Protein Discovery, Inc. is a privately held life sciences company that develops solutions for molecular research, drug development, and medical diagnostics using high throughput mass spectrometry. Protein Discovery hired MPR’s Technology Group to transform a proof of concept for a proteomics laboratory device and develop it into a prototype for Beta testing. The company's imaging mass spectrometry (IMS) service allows pharmaceutical and biotech customers to gain important insights into disease progression, drug treatment and metabolic response. Protein Discovery is developing a powerful suite of sample preparation products specifically designed to meet the data quality and throughput demands of customers using mass spectrometry in the life sciences industry.
Protein Discovery selected MPR because of the firm's deep expertise in biotech and pharmaceutical technology. Although Protein Discovery had a laboratory proof of concept that it had tested, the company needed MPR's team to develop a method for packaging the technology in the form of a prototype instrument with disposable cartridges. The project's first technical challenge was designing an instrument that could process 96 independent samples at once. Because electrophoresis requires a controlled current to each sample, the team needed to design the instrument to provide independent current control for all 96 samples.
Designing the disposable cartridges used in the instrument also proved to be a challenge. The cartridge wells were designed to keep samples sealed and independent from one another, ensuring no cross contamination. The instrument had to be designed so that each sample would be electrically isolated from the other samples during testing. After testing is completed, the sample capture slides are removed and put into a mass spectrometer for analysis. The capture slides are designed to work directly with the major mass spectrometers available on the market.
The project also included software challenges, such as the client's desire to have a separate user interface running on a windows PC.
Using MPR's distinctive product development process, MPR’s multi-disciplined team started from scratch to identify and develop the requirements for the instrument and disposable cartridges, using the client's proof of concept. They then developed a conceptual design for testing and evaluation.
Meeting the software challenge, MPR designed a built-in graphical user interface that would allow the person conducting the test to communicate with the instrument via an Ethernet connection. This required designing software to control the process of testing 96 separate channels and providing information back to the user in real time as the testing occurred.
MPR designed and built 12 identical prototype instruments for use in Beta testing. Because the prototype was built with an extensive computer software program, the end user has the flexibility to determine what type of test to run on each of the 96 samples.

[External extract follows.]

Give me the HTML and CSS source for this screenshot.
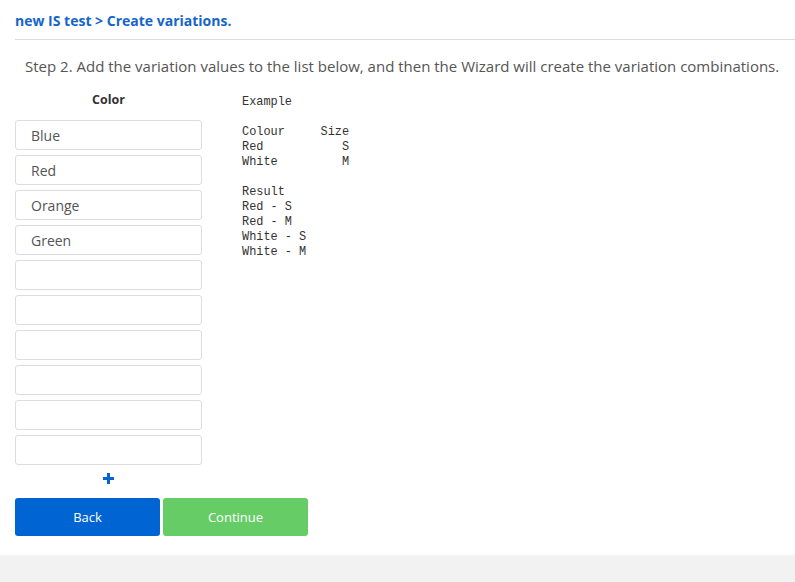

While Beta testing is under way, MPR's client expects this first-of-its-kind instrument to be favorably received by its test participants, which include pharmaceutical companies conducting drug discovery research and university research laboratories. Following the Beta testing, the client expects to introduce to market in late 2006 a working system that will dramatically increase productivity in the area of imaging mass spectrometry. The project, which started with a proof of concept and concluded with prototype production, was completed in just under a year's time.